-- Start Provided data --

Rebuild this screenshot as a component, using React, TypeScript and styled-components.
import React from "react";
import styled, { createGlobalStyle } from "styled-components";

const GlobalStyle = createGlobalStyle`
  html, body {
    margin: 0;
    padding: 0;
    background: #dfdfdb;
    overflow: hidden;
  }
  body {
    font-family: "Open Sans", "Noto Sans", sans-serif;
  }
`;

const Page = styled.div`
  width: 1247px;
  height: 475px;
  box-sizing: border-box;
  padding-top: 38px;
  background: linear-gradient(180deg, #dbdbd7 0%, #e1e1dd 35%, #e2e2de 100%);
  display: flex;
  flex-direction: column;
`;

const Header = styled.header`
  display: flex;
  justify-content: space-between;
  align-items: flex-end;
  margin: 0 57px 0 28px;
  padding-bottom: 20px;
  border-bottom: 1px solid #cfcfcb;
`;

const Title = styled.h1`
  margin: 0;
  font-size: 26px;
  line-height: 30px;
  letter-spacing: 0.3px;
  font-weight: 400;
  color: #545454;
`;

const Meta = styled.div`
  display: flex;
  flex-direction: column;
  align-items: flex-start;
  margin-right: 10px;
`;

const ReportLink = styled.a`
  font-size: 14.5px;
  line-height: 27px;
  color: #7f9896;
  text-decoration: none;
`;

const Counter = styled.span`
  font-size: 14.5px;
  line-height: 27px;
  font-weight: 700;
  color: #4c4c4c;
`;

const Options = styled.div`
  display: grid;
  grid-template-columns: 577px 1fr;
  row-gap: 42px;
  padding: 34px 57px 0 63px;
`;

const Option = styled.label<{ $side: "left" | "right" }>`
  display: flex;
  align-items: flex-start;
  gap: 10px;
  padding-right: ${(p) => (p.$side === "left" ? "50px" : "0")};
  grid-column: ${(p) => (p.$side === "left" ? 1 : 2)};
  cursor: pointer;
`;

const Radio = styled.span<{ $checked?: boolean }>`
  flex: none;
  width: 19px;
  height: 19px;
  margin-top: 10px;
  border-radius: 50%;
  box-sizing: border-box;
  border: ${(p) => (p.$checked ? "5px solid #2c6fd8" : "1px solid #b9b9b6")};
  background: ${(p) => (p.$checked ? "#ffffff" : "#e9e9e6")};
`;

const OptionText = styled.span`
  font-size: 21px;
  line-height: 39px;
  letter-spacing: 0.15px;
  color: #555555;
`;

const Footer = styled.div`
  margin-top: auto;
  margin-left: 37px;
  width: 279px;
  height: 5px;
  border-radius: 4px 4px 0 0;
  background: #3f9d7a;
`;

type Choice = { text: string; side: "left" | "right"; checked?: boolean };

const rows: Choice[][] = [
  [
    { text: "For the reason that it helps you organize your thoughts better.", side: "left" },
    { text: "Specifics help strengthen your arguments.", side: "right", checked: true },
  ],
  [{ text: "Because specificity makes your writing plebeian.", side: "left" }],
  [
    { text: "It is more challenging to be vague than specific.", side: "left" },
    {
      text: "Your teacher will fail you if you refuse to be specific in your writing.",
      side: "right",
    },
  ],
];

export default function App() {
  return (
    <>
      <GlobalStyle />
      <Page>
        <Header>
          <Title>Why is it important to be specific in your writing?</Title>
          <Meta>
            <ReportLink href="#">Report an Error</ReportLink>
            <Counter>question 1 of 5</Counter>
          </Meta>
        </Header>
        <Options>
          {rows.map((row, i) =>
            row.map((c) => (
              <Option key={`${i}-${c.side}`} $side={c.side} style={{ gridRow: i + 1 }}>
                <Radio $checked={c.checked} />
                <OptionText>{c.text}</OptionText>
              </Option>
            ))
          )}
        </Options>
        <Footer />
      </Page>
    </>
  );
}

-- End Provided data --
-- Start Provided data --

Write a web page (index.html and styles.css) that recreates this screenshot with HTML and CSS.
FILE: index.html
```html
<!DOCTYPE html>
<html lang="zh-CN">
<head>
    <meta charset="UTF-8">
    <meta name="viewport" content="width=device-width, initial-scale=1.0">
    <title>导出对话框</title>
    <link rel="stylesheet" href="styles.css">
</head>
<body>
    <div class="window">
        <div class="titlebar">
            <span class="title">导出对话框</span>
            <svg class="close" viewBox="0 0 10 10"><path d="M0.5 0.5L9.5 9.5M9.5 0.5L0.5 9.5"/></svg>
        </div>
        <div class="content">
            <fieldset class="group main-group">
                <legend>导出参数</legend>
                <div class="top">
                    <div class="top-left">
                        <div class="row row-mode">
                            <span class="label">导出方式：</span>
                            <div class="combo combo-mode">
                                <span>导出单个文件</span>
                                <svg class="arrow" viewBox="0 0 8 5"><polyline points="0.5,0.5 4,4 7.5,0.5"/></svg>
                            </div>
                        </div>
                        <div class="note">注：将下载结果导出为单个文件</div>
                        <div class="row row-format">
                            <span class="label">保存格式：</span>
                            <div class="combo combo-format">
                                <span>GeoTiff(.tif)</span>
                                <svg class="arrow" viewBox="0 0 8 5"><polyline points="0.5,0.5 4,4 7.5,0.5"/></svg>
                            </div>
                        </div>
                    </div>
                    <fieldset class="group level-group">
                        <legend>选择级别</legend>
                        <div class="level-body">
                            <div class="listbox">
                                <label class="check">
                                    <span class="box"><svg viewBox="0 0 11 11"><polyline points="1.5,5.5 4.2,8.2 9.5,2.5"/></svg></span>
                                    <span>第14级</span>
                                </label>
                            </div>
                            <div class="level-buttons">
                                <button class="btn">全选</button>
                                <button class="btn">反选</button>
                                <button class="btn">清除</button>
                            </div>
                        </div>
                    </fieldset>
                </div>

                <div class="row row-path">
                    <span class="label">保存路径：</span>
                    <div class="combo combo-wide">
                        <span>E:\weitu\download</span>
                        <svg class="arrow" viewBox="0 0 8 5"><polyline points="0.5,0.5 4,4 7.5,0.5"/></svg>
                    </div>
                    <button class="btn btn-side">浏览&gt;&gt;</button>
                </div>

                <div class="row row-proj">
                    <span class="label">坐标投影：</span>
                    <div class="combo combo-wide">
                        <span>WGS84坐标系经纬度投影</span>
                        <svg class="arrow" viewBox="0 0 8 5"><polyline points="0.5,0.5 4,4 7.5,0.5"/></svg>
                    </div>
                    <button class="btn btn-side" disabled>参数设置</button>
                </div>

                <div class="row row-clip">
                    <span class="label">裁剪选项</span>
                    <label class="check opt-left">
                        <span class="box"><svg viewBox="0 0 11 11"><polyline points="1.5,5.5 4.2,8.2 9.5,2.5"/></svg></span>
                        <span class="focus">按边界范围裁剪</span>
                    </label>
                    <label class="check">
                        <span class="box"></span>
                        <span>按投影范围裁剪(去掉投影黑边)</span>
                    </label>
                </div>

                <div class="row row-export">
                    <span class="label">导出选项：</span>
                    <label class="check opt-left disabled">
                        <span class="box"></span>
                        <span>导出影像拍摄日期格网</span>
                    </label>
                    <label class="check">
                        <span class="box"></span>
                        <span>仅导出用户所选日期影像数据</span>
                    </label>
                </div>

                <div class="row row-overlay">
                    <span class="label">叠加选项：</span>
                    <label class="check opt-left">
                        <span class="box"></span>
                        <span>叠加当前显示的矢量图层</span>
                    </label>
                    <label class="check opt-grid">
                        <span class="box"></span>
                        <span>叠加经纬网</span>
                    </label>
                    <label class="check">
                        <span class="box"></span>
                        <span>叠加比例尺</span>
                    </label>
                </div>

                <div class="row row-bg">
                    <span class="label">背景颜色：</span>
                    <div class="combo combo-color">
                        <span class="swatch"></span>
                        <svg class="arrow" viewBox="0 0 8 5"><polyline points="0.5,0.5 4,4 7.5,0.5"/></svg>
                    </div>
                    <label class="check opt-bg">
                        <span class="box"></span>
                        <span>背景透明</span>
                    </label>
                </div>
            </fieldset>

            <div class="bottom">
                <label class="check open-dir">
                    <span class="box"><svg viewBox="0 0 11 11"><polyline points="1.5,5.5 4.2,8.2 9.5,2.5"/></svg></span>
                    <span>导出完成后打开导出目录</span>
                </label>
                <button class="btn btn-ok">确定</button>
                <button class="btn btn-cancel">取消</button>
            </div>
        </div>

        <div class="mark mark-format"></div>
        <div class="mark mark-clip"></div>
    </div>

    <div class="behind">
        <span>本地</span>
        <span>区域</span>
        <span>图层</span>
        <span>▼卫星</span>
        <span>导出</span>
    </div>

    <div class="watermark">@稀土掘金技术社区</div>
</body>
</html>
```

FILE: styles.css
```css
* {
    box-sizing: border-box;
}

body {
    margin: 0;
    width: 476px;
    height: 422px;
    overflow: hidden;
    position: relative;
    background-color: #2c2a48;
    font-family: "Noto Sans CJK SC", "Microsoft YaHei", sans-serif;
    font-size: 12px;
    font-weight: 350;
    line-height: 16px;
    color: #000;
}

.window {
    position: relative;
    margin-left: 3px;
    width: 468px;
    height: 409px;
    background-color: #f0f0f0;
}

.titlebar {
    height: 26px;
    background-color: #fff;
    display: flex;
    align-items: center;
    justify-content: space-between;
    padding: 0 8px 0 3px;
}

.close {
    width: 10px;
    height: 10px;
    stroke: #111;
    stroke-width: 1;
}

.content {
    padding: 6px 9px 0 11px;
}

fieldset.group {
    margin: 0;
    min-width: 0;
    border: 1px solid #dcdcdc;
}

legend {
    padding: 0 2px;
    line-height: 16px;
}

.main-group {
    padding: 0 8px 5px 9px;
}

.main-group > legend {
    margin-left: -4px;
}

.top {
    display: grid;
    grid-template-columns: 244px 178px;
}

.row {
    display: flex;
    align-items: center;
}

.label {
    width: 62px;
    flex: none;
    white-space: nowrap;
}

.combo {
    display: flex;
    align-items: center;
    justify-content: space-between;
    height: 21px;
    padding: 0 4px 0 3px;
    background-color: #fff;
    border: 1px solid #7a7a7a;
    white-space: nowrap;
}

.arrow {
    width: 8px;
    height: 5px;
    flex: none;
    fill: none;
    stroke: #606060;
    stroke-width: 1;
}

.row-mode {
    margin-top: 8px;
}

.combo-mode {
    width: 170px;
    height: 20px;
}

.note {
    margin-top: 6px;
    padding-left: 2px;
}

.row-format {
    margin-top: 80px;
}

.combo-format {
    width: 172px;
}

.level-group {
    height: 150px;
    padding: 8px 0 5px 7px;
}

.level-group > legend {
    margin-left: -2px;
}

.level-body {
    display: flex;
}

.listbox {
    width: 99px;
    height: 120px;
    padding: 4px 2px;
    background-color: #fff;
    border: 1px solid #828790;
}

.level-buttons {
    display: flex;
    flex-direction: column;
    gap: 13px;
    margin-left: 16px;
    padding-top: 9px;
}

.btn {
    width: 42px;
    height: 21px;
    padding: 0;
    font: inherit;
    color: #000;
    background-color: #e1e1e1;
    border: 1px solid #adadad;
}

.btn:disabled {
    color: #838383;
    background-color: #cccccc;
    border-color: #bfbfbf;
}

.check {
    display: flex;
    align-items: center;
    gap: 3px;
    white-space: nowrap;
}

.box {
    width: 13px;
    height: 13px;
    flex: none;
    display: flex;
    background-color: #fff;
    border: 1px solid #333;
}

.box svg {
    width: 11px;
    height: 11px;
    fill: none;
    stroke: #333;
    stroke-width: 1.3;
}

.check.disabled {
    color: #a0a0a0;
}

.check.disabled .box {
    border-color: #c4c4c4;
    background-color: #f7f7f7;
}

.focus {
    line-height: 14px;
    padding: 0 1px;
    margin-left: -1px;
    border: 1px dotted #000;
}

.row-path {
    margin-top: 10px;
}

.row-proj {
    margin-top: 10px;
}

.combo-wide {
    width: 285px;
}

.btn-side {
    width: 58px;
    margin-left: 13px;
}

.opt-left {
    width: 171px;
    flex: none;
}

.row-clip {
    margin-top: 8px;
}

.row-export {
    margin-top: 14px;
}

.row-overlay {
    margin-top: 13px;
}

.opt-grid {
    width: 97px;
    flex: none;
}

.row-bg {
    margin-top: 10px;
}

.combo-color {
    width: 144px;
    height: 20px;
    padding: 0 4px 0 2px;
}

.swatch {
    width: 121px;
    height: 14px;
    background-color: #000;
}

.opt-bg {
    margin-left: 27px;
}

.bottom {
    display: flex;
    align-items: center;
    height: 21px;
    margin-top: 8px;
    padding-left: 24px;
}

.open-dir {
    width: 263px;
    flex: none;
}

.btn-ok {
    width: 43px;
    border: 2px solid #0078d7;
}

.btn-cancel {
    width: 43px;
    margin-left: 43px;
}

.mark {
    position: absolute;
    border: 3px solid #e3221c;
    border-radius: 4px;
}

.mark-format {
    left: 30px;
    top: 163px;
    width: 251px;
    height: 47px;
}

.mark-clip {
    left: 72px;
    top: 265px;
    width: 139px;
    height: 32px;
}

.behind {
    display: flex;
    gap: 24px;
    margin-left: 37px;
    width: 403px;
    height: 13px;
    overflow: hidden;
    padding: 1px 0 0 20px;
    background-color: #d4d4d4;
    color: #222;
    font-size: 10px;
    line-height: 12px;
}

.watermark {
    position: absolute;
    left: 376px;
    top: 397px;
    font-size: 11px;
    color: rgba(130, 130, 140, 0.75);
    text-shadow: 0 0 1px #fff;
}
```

-- End Provided data --

> Given instruction
Your answer should be a single number: the count of lines holding the word "React".

> Answer for this exercise
2